Among the MQ and HQ families, most of the differences again come down to clock speed and TDP. Note that the HQ family chips with the faster Iris Pro GPUs have considerably slower base clock speeds than the MQ family chips; the extra processing power and eDRAM in these CPUs means that Intel has to ratchet back the CPU speeds a bit to stay within its stated power envelope.

A predictable upgrade, and that's mostly a good thing

Haswell is the sort of CPU upgrade we've come to expect from Intel: a whole bunch of incremental improvements over last year's model, all delivered basically on-time and as promised. Again, we'll need to have test systems in hand to verify all of the lofty claims that the company is making here, but at least on paper Haswell looks like a big push in the right directions. It increases GPU power to fight off Nvidia and AMD, and it decreases overall power consumption to better battle ARM.

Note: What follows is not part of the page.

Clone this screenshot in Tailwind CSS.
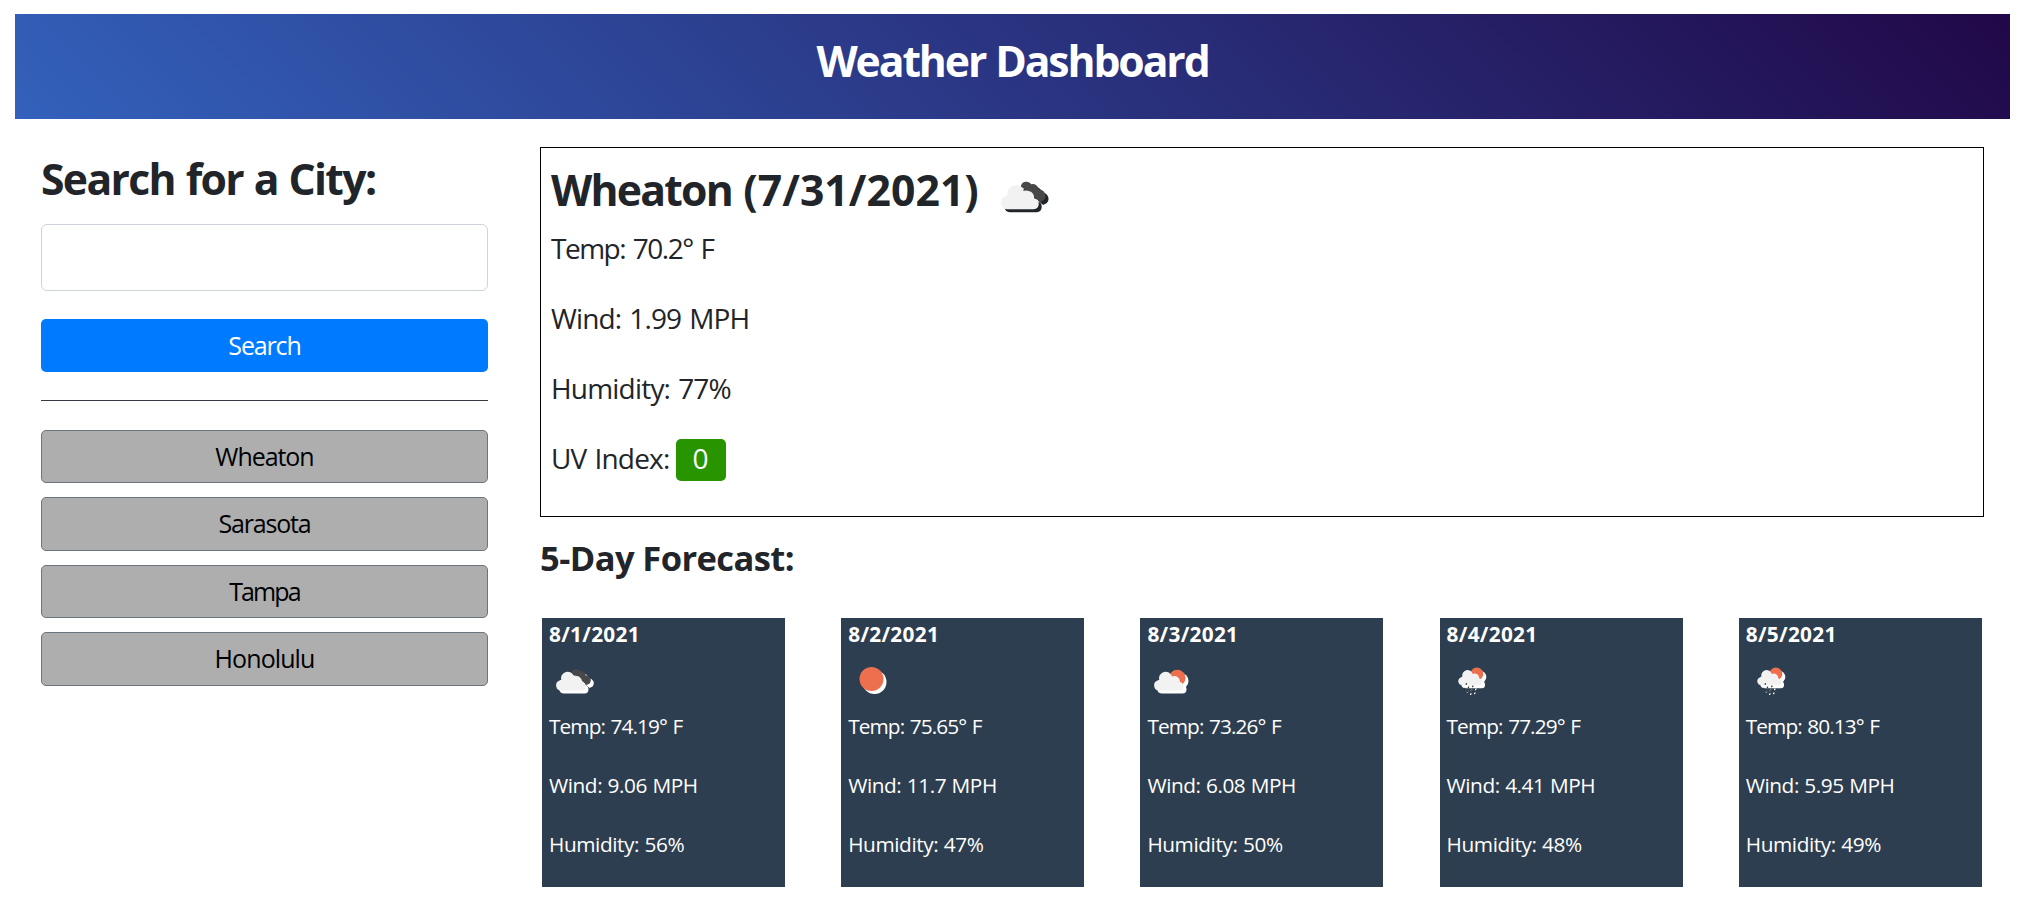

Unfortunately, the parts that will actually be doing battle with ARM haven't even been announced yet. Powerful quad-core chips are all well and good, but if you're waiting to see what Intel has in store for Ultrabooks you're going to have to wait a bit longer. For our part, we'd guess that Computex will bring those CPUs along with a flood of accompanying Haswell Ultrabooks, convertibles, and tablets. Once we see those computers, we'll have a better idea of what Haswell can do that Ivy Bridge couldn't.
Exact retail availability for the processors has not yet been announced, but expect that information to be available in the coming weeks.